BREEZE will need a power supply for an accessory!  I look through Amazon, Ebay and other online retailers. What I am looking for is a DC hobby motor. I want one that puts out about 6- 9 Volts  at the lowest RPM, around 5- 7 thousand RPM as driven.






The low RPM motors tend to be fat bodied, around 1.25 to 1.375 inch cans.  I put a rubber band around my 3 inch chuck and make some Delrin pulleys around 3/8 diameter push them onto the shaft and spin them on the lath to the idle RPM of my engine, around 1200. Recording with the multi meter the voltage output.

The motor slips into some aluminum tubing and some hardware store aluminum makes a handy mount bracket.






I get 7-8 Volts output at the designated idle speed for my accessory. An aluminum drive pulley is bolted to the back of the flywheel and rubber bands seem to work fine here!


----------



## Longboy (Apr 11, 2018)

What is the secret of "The Crescent"? 






At the other end of the generator is a 40mm case fan mounted to the side of the block.  It is heat isolated with a PVC spacer and nylon screws. This size blows around 9 CFM  so it will be a gentle breeze around the radiators.


----------



## Longboy (Apr 12, 2018)

At the side of the block, I cut in for a break through into the cylinders.

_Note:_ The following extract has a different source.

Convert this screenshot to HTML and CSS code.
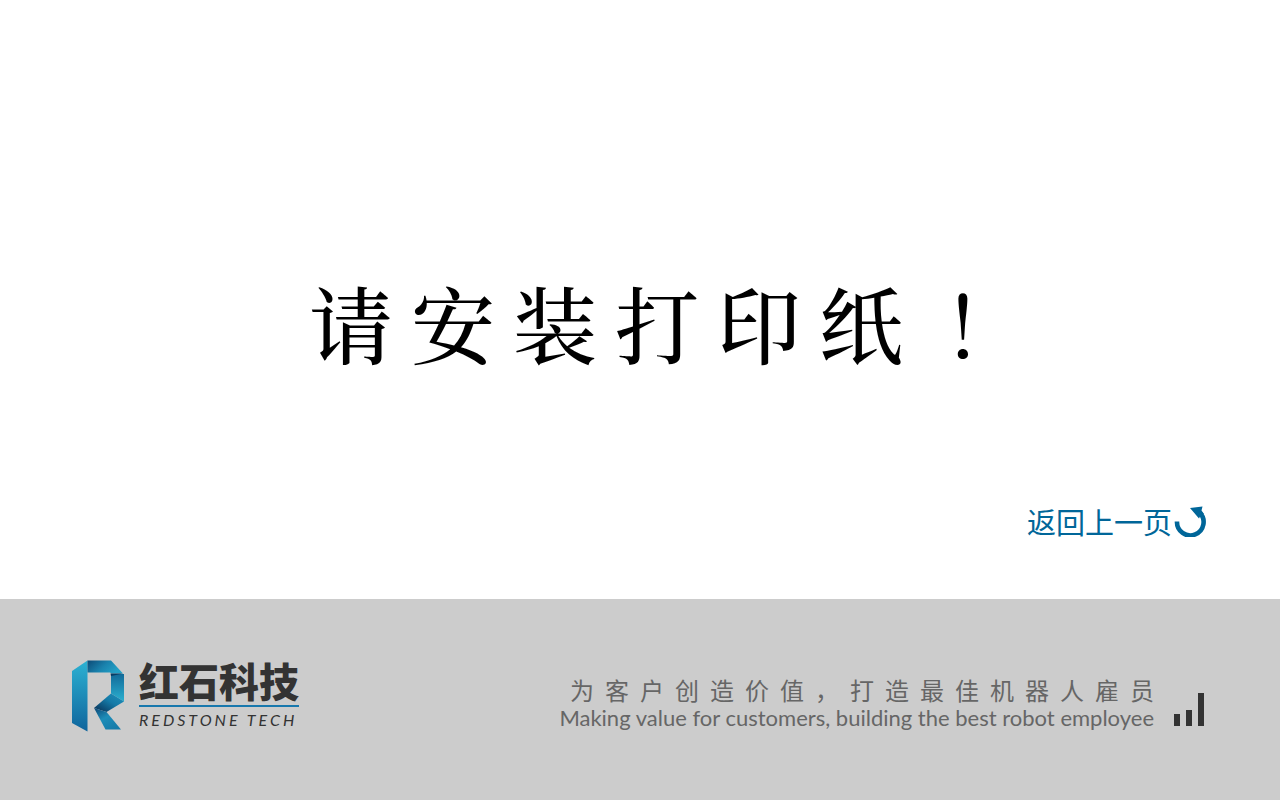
FILE: index.html
```html
<!DOCTYPE html>
<html lang="zh-CN">
<head>
<meta charset="utf-8">
<title>请安装打印纸！</title>
<meta name="viewport" content="width=device-width, initial-scale=1">
<link rel="stylesheet" href="styles.css">
</head>
<body>
<main class="notice">
  <h1 class="message">请安装打印纸<span lang="zh-TW">！</span></h1>
  <a class="back" href="#">
    <span>返回上一页</span>
    <svg class="back-icon" viewBox="0 0 32 32" aria-hidden="true">
      <path d="M3 16.500A13.300 13.300 0 1 0 25.500 7.500" fill="none" stroke="#006699" stroke-width="4.600"/>
      <path d="M16 3 28.500 1.500 27.500 5.500 30 9 27 9.500 25 13.500Z" fill="#006699"/>
    </svg>
  </a>
</main>
<footer class="footer">
  <div class="brand">
    <svg class="brand-mark" viewBox="0 0 53 72" aria-hidden="true">
      <defs>
        <linearGradient id="stem" x1="0" y1="0" x2="0" y2="1"><stop offset="0" stop-color="#2cb2d3"/><stop offset="1" stop-color="#0f649c"/></linearGradient>
        <linearGradient id="top" x1="0" y1="0" x2="1" y2="0.400"><stop offset="0" stop-color="#0c4a77"/><stop offset="0.550" stop-color="#1a83ae"/><stop offset="1" stop-color="#24a2c7"/></linearGradient>
        <linearGradient id="side" x1="0" y1="0" x2="0" y2="1"><stop offset="0" stop-color="#126a99"/><stop offset="1" stop-color="#2bb0d0"/></linearGradient>
        <linearGradient id="fold" x1="1" y1="0" x2="0" y2="1"><stop offset="0" stop-color="#1f92bc"/><stop offset="0.450" stop-color="#157aa7"/><stop offset="1" stop-color="#072b50"/></linearGradient>
        <linearGradient id="leg" x1="0" y1="0" x2="0.700" y2="1"><stop offset="0" stop-color="#0d4776"/><stop offset="0.500" stop-color="#1d8db8"/><stop offset="1" stop-color="#167ba9"/></linearGradient>
      </defs>
      <path d="M0 11 15.500 0.500V71.500L0 63Z" fill="url(#stem)"/>
      <path d="M15.500 0.500H39L51 13.500H39.500L38 12.500H15.500Z" fill="url(#top)"/>
      <path d="M39 14H52V41.500L39 33.500Z" fill="url(#side)"/>
      <path d="M39 33.500 52 41.500 34.500 52 22 48Z" fill="url(#fold)"/>
      <path d="M22 48 34.500 52 49 69.500H33.500Z" fill="url(#leg)"/>
      <path d="M38.500 13.500H51L39 16Z" fill="#0a3c64"/>
    </svg>
    <div class="brand-text">
      <strong class="brand-cn">红石科技</strong>
      <span class="brand-en">REDSTONE TECH</span>
    </div>
  </div>
  <div class="closing">
    <div class="slogan">
      <p class="slogan-cn">为客户创造价值，打造最佳机器人雇员</p>
      <p class="slogan-en">Making value for customers, building the best robot employee</p>
    </div>
    <svg class="signal" viewBox="0 0 30 33" aria-hidden="true">
      <path d="M0 21H6V33H0ZM12 17H18V33H12ZM24 0H30V33H24Z" fill="#333"/>
    </svg>
  </div>
</footer>
</body>
</html>
```
FILE: styles.css
```css
* {
  box-sizing: border-box;
}

body {
  display: flex;
  flex-direction: column;
  min-height: 100vh;
  margin: 0;
  background: #fff;
  font-family: "Noto Sans CJK SC", sans-serif;
}

.notice {
  display: flex;
  flex: 1;
  flex-direction: column;
  align-items: center;
  justify-content: flex-end;
  padding: 0 74px 58px;
}

.message {
  margin: 0;
  padding-left: 52px;
  color: #000;
  font-family: "Noto Serif CJK SC", "Noto Serif SC", SimSun, "Noto Sans CJK SC", serif;
  font-size: 84px;
  font-weight: 500;
  line-height: 100px;
  letter-spacing: 18px;
}

.message span {
  font-family: "Noto Serif CJK TC", "Noto Serif CJK SC", serif;
}

.back {
  display: flex;
  align-items: center;
  align-self: flex-end;
  gap: 2px;
  margin-top: 129px;
  color: #069;
  font-size: 29px;
  font-weight: 400;
  line-height: 40px;
  text-decoration: none;
}

.back-icon {
  width: 32px;
  height: 32px;
}

.footer {
  display: flex;
  align-items: center;
  justify-content: space-between;
  min-height: 201px;
  padding: 0 76px 6px 72px;
  background: #ccc;
}

.brand,
.closing {
  display: flex;
}

.brand {
  gap: 14px;
}

.brand-mark {
  width: 53px;
  height: 72px;
}

.brand-text {
  display: flex;
  flex-direction: column;
  color: #333;
}

.brand-cn {
  padding-bottom: 5px;
  border-bottom: 2px solid #1878ad;
  font-size: 40px;
  font-weight: 900;
  line-height: 40px;
}

.brand-en {
  font-family: Lato, sans-serif;
  font-size: 16px;
  font-style: italic;
  line-height: 26px;
  letter-spacing: 3px;
}

.closing {
  align-items: flex-end;
  gap: 20px;
  padding-top: 14px;
  color: #666;
}

.slogan p {
  margin: 0;
  text-align: right;
  white-space: nowrap;
}

.slogan .slogan-cn {
  margin-right: -11px;
  font-size: 24px;
  line-height: 28px;
  letter-spacing: 11px;
}

.slogan-en {
  font-family: Lato, sans-serif;
  font-size: 22px;
  line-height: 28px;
}

.signal {
  width: 30px;
  height: 33px;
  margin-bottom: 6px;
}
```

In deep enough, looks like I'll pick up 7 grooves for airflow.


----------



## Longboy (Apr 13, 2018)

Adjacent to the fan are two vertical intake slots completing the airflow stream.






A 50mm fan would have just fit on the 2 in. tall block for more CFM flow. This 40mm job does all right.

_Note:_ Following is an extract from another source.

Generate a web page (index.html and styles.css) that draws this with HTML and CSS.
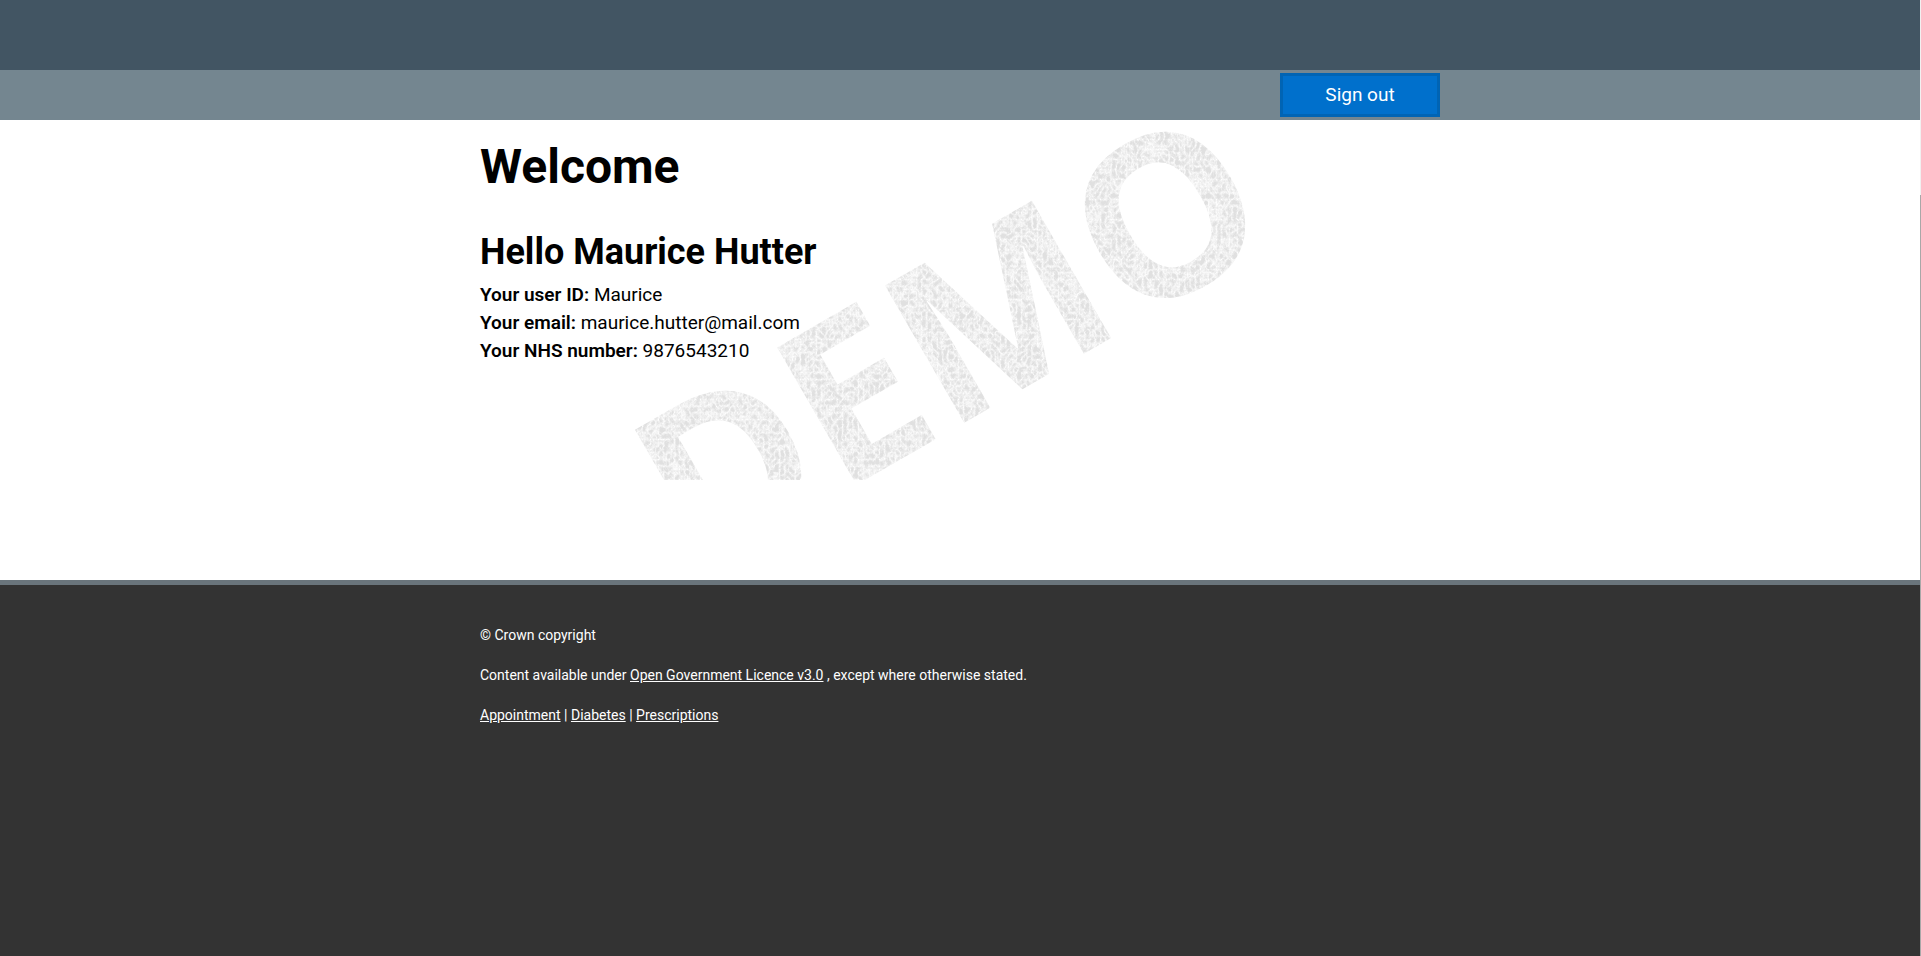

Here shown with the plastic heat isolators. Fan set up runs as an exhaust but will run either direction. Engine at 1300RPM ,the fan spins near 6000RPM.

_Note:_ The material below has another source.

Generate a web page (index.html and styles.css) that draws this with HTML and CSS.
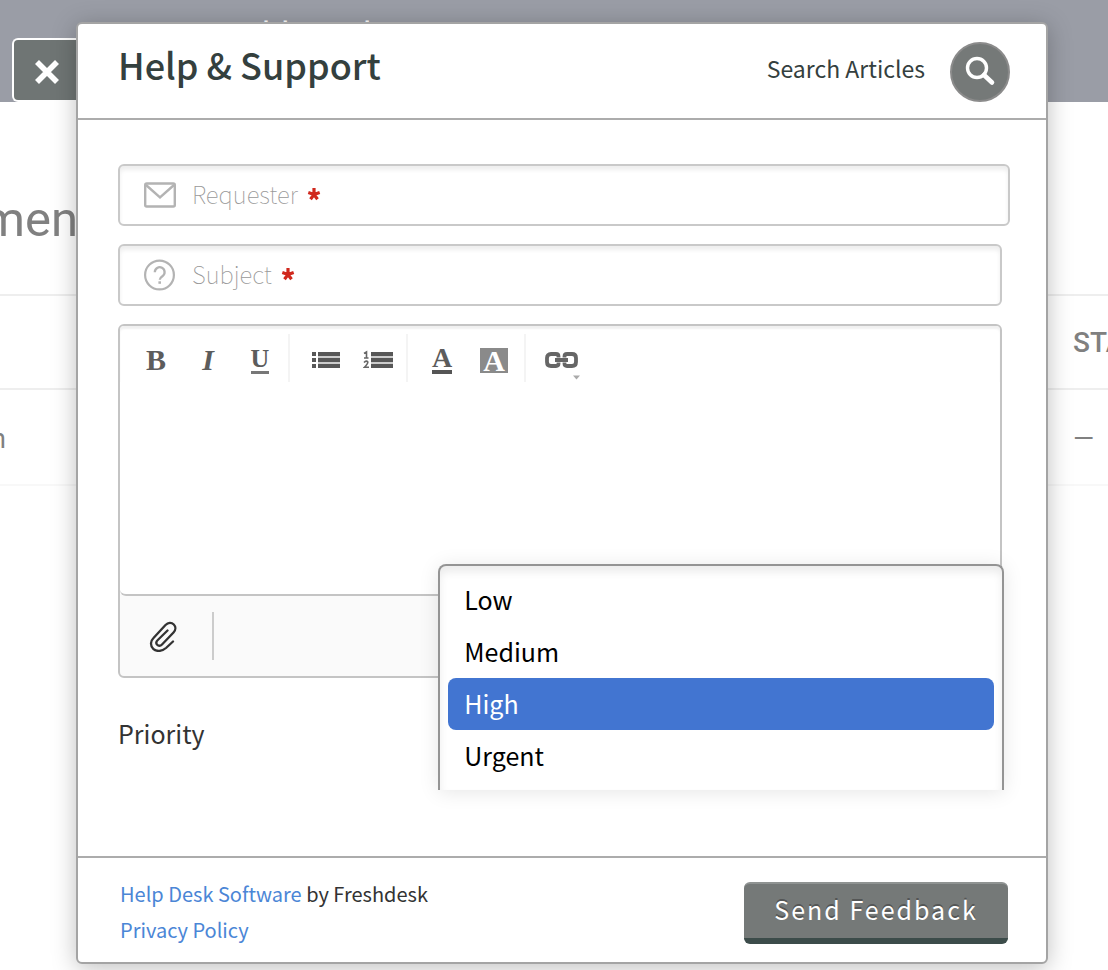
FILE: index.html
```html
<!DOCTYPE html>
<html lang="en">
<head>
<meta charset="utf-8">
<title>Help &amp; Support</title>
<link rel="stylesheet" href="styles.css">
</head>
<body>
<div class="page">
  <div class="topbar">Dashboard</div>
  <h2 class="page-title">men</h2>
  <div class="row row-head"><span class="cell-first"></span><span class="cell-status">STA</span></div>
  <div class="row row-data"><span class="cell-first">n</span><span class="cell-status">—</span></div>
</div>

<div class="overlay">
  <button class="close" type="button" aria-label="Close">
    <svg width="26" height="26" viewBox="0 0 26 26"><path d="M3 3 L23 23 M23 3 L3 23" stroke="#fff" stroke-width="5.6"/></svg>
  </button>
  <form class="dialog">
    <header class="dialog-head">
      <h1 class="title">Help &amp; Support</h1>
      <label class="search-label" for="search">Search Articles</label>
      <button class="search" id="search" type="button">
        <svg width="32" height="34" viewBox="0 0 32 34"><circle cx="13" cy="13" r="9.5" fill="none" stroke="#fff" stroke-width="3.4"/><path d="M20 20 L28 27.5" stroke="#fff" stroke-width="4.6" stroke-linecap="round"/></svg>
      </button>
    </header>

    <div class="dialog-body">
      <div class="field field-wide">
        <svg class="field-icon" width="32" height="32" viewBox="0 0 32 32" fill="none" stroke="#b3b3b3" stroke-width="2.4"><rect x="1.200" y="4.500" width="29.600" height="23" rx="1.500"/><path d="M2 6 L16 18.500 L30 6"/></svg>
        <label class="field-label" for="requester">Requester</label>
        <svg class="star" width="14" height="14" viewBox="0 0 14 14"><path d="M7 7.500V1M7 7.500L1.300 5.600M7 7.500L12.700 5.600M7 7.500L3.500 12.300M7 7.500L10.500 12.300" stroke="#d0281d" stroke-width="3.200"/></svg>
        <input class="field-input" id="requester" type="email">
      </div>
      <div class="field">
        <svg class="field-icon" width="32" height="32" viewBox="0 0 32 32" fill="none" stroke="#b3b3b3" stroke-width="2.200"><circle cx="15.500" cy="16" r="14.400"/><path d="M10.800 13.200a4.900 4.900 0 1 1 7.600 4c-1.700 1.100-2.600 1.700-2.600 3.600" stroke-width="2.300"/><path d="M15.700 22.300v2.500" stroke-width="2.600"/></svg>
        <label class="field-label" for="subject">Subject</label>
        <svg class="star" width="14" height="14" viewBox="0 0 14 14"><path d="M7 7.500V1M7 7.500L1.300 5.600M7 7.500L12.700 5.600M7 7.500L3.500 12.300M7 7.500L10.500 12.300" stroke="#d0281d" stroke-width="3.200"/></svg>
        <input class="field-input" id="subject" type="text">
      </div>

      <div class="editor">
        <div class="toolbar">
          <div class="group">
            <button class="tool bold" type="button">B</button>
            <button class="tool italic" type="button">I</button>
            <button class="tool underline" type="button"><span class="mark">U</span></button>
          </div>
          <div class="group">
            <button class="tool" type="button" aria-label="Bulleted list">
              <svg width="30" height="20" viewBox="0 0 30 20"><path d="M7 10h22" stroke="#ccc" stroke-width="14"/><path d="M1 4h4M7 4h22M1 10h4M7 10h22M1 16h4M7 16h22" stroke="#575757" stroke-width="4"/></svg>
            </button>
            <button class="tool" type="button" aria-label="Numbered list">
              <svg width="30" height="20" viewBox="0 0 30 20"><path d="M8 10h22" stroke="#ccc" stroke-width="14"/><path d="M8 4h22M8 10h22M8 16h22" stroke="#575757" stroke-width="4"/><path d="M1 3.500L3.500 2V8M1 8H5.500M1 12.500Q3.500 10 4.800 12Q5 13.500 1.500 17.200H6" fill="none" stroke="#666" stroke-width="1.600"/></svg>
            </button>
          </div>
          <div class="group group-color">
            <button class="tool color" type="button"><span class="mark">A</span></button>
            <button class="tool fill" type="button"><span class="chip">A</span></button>
          </div>
          <div class="group">
            <button class="tool" type="button" aria-label="Insert link">
              <svg width="36" height="40" viewBox="0 0 36 40" fill="none" stroke="#666" stroke-width="3.800"><path d="M14.500 17.500v-1q0-2.500-2.500-2.500H7q-4 0-4 4v4q0 4 4 4h5q2.500 0 2.500-2.500v-1M20.500 17.500v-1q0-2.500 2.500-2.500h5q4 0 4 4v4q0 4-4 4h-5q-2.500 0-2.500-2.500v-1M11 20h13"/><path d="M29 35.500h7l-3.500 4z" fill="#aaa" stroke="none"/></svg>
            </button>
          </div>
        </div>
        <textarea class="message" aria-label="Message"></textarea>
        <div class="attach-bar">
          <button class="attach" type="button" aria-label="Attach a file">
            <svg width="28" height="32" viewBox="0 0 28 32" fill="none" stroke="#333" stroke-width="2.300" stroke-linecap="round" stroke-linejoin="round"><path d="M24 21.500L17 28C13 31.500 7.500 32 4.200 28.800C1 25.500 1.500 21 4.500 18L16.500 5C19 2.500 22.500 2.300 24.800 4.500C27 6.700 26.800 10 24.500 12.500L13 24.500C11.300 26.200 9.300 26 8.200 24.800C7 23.500 7.200 21.500 8.800 20L18.500 10.500"/></svg>
          </button>
        </div>
      </div>

      <div class="priority">
        <label class="priority-label" for="priority">Priority</label>
        <select class="menu" id="priority" size="4">
          <option>Low</option>
          <option>Medium</option>
          <option selected>High</option>
          <option>Urgent</option>
        </select>
      </div>
    </div>

    <footer class="dialog-foot">
      <div class="credits">
        <div><a href="#software">Help Desk Software</a> by Freshdesk</div>
        <div><a href="#privacy">Privacy Policy</a></div>
      </div>
      <button class="send" type="submit">Send Feedback</button>
    </footer>
  </form>
</div>
</body>
</html>
```
FILE: styles.css
```css
* { box-sizing: border-box; }
body {
  margin: 0;
  position: relative;
  min-height: 100vh;
  overflow: hidden;
  background: #fff;
  color: #333;
  font-family: "Noto Sans CJK JP", "Open Sans", sans-serif;
}
button, input, select, textarea { font-family: inherit; }
button { padding: 0; border: 0; background: none; cursor: pointer; }
svg { display: block; flex: none; }

/* Page behind the dialog */
.page { font-family: Roboto, sans-serif; color: #808080; }
.topbar {
  height: 102px;
  padding: 16px 0 0 202px;
  background: #9a9da6;
  color: #fff;
  font-size: 35px;
  line-height: 40px;
}
.page-title {
  margin: 0 0 0 -18px;
  padding-top: 88px;
  height: 192px;
  font-size: 49px;
  font-weight: 400;
  line-height: 60px;
}
.row {
  display: flex;
  justify-content: space-between;
  align-items: center;
  height: 96px;
  border-bottom: 2px solid #f8f8f8;
  overflow: hidden;
}
.row-head { border-top: 2px solid #eee; border-bottom-color: #eee; font-size: 28px; font-weight: 500; }
.row-data { padding-top: 4px; font-size: 27px; }
.cell-first { margin-left: -9px; }
.cell-status { width: 35px; white-space: nowrap; }

/* Dialog */
.overlay {
  position: absolute;
  inset: 0;
  display: flex;
  align-items: flex-start;
  padding: 22px 60px 6px 12px;
}
.close {
  display: flex;
  align-items: center;
  justify-content: center;
  width: 64px;
  height: 64px;
  margin-top: 16px;
  padding: 4px 0 0 4px;
  border: 2px solid #fff;
  border-right: 0;
  border-radius: 6px 0 0 6px;
  background: #6f7574;
}
.dialog {
  flex: 1;
  min-height: 100%;
  display: flex;
  flex-direction: column;
  border: 2px solid #a4a4a4;
  border-radius: 6px;
  background: #fff;
  box-shadow: 0 4px 24px rgba(0, 0, 0, 0.25);
}
.dialog-head {
  display: flex;
  align-items: center;
  height: 96px;
  padding: 2px 36px 0 40px;
  border-bottom: 2px solid #acacac;
  color: #34403e;
}
.title { flex: 1; margin: 0; padding-bottom: 16px; font-size: 36px; font-weight: 500; line-height: 48px; }
.search-label { padding-bottom: 8px; font-size: 23px; line-height: 36px; }
.search {
  display: flex;
  align-items: center;
  justify-content: center;
  width: 60px;
  height: 60px;
  margin-left: 25px;
  border: 2px solid #8b8b8b;
  border-radius: 50%;
  background: #757978;
}
.dialog-body { flex: 1; padding: 44px 44px 0 40px; }
.field {
  display: flex;
  align-items: center;
  height: 62px;
  margin-bottom: 18px;
  padding: 0 24px;
  border: 2px solid #c9c9c9;
  border-radius: 6px;
  box-shadow: inset 0 4px 4px rgba(0, 0, 0, 0.07);
}
.field-wide { margin-right: -8px; }
.field-label { margin-left: 16px; padding-bottom: 2px; color: #999; font-size: 24px; font-weight: 100; line-height: 36px; }
.star { margin: 0 0 2px 9px; }
.field-input { flex: 1; min-width: 0; height: 48px; border: 0; background: none; font-size: 24px; outline: 0; }

.editor {
  border: 2px solid #c4c4c4;
  border-radius: 6px;
  background: #fafafa;
}
.toolbar {
  display: flex;
  padding-top: 8px;
  border-radius: 4px 4px 0 0;
  background: #fff;
  box-shadow: inset 0 3px 2px rgba(0, 0, 0, 0.06);
}
.group { display: flex; padding: 0 2px 0 10px; border-right: 2px solid #f4f4f4; }
.group-color { padding: 0 4px 0 8px; }
.group:last-child { border: 0; }
.tool {
  display: flex;
  align-items: center;
  justify-content: center;
  width: 52px;
  height: 48px;
  padding-top: 4px;
  color: #5c5c5c;
  font-family: "Liberation Serif", serif;
  font-size: 30px;
  font-weight: 700;
  line-height: 32px;
}
.italic { font-style: italic; }
.mark { border-bottom: 3px solid #777; line-height: 24px; font-size: 26px; }
.color .mark { border-bottom: 4px solid #555; font-size: 28px; }
.chip { width: 28px; height: 25px; background: #8a8a8a; color: #fff; line-height: 26px; font-size: 30px; }
.message {
  display: block;
  width: 100%;
  height: 214px;
  padding: 12px 24px;
  border: 0;
  border-bottom: 2px solid #c4c4c4;
  border-radius: 0 0 4px 6px;
  background: #fff;
  font-size: 24px;
  resize: none;
  outline: 0;
}
.attach-bar { display: flex; align-items: center; height: 80px; }
.attach {
  display: flex;
  align-items: center;
  width: 94px;
  height: 48px;
  padding-left: 29px;
  border-right: 2px solid #ccc;
}

.priority {
  position: relative;
  display: flex;
  align-items: center;
  height: 60px;
  margin-top: 26px;
}
.priority-label { padding-bottom: 2px; font-size: 25px; line-height: 36px; }
.menu {
  position: absolute;
  right: -2px;
  bottom: -26px;
  width: 64%;
  height: 226px;
  margin: 0;
  padding: 8px 8px 6px;
  border: 2px solid #949494;
  border-bottom: 0;
  border-radius: 8px 8px 0 0;
  background: #fff;
  box-shadow: inset 0 6px 8px rgba(0, 0, 0, 0.08), 0 2px 20px rgba(0, 0, 0, 0.1);
  color: #000;
  font-size: 25px;
  outline: 0;
  overflow: hidden;
  appearance: none;
}
.menu option {
  height: 52px;
  min-height: 52px;
  padding: 7px 16px 0;
  border-radius: 8px;
}
.menu option:checked {
  background: #4275d1 linear-gradient(#4275d1, #4275d1);
  -webkit-text-fill-color: #fff;
}

.dialog-foot {
  display: flex;
  justify-content: space-between;
  align-items: flex-start;
  height: 106px;
  padding: 18px 38px 0 42px;
  border-top: 2px solid #acacac;
}
.credits { font-size: 20px; line-height: 36px; }
.credits a { color: #4b86d6; text-decoration: none; }
.send {
  width: 264px;
  height: 62px;
  margin-top: 6px;
  padding-bottom: 4px;
  border-top: 2px solid #8f9392;
  border-bottom: 6px solid #3c4c4a;
  border-radius: 6px;
  background: #757978;
  color: #fff;
  font-size: 25px;
  letter-spacing: 2px;
  text-shadow: 0 -2px 0 rgba(0, 0, 0, 0.3);
}
```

INTERNAL BREEZE is completed with the carb and mufflers now. Beauty photos and closeups to follow as well as sum "Hollywood"!Thm:


----------



## Longboy (Apr 14, 2018)

wEc1 to the weekend premier of my new engine!







BREEZE was started on Jan. 9th.






And finished  Mar. 10th.






Some new features, some new methods!






Like a vertical fuel tank.






Cross valve heads.






Forced air block cooling, electric fan and generator.






and some strange looking rocker arms.

..............continued.............*beer*


----------



## Herbiev (Apr 14, 2018)

A great build in such a short time. Well done and thanks for sharing


----------



## Johno1958 (Apr 14, 2018)

What a great little engine . Looking forward to see her run.
Cheers
John


----------



## Longboy (Apr 15, 2018)

Heavy Duty 3 bearing crankshaft, beefy con rods and yesteryear igniton.






OS .10 carb on Delrin manifold. Faux brass mufflers.











The Longboy 'INTERNAL BREEZE "Engine.






Let's see it run! woohoo1

[ame]https://www.youtube.com/watch?v=THl4T9Jt2qw[/ame]

Thanks for coming by and following along fellow hobbyists!  :thumbup:   Dave.


----------



## ShopShoe (Apr 16, 2018)

That's a very nice running engine. I like all of the features you call out in the video. The sound grows on you.....

Thank you for posting the completed engine and all the build.

--ShopShoe


----------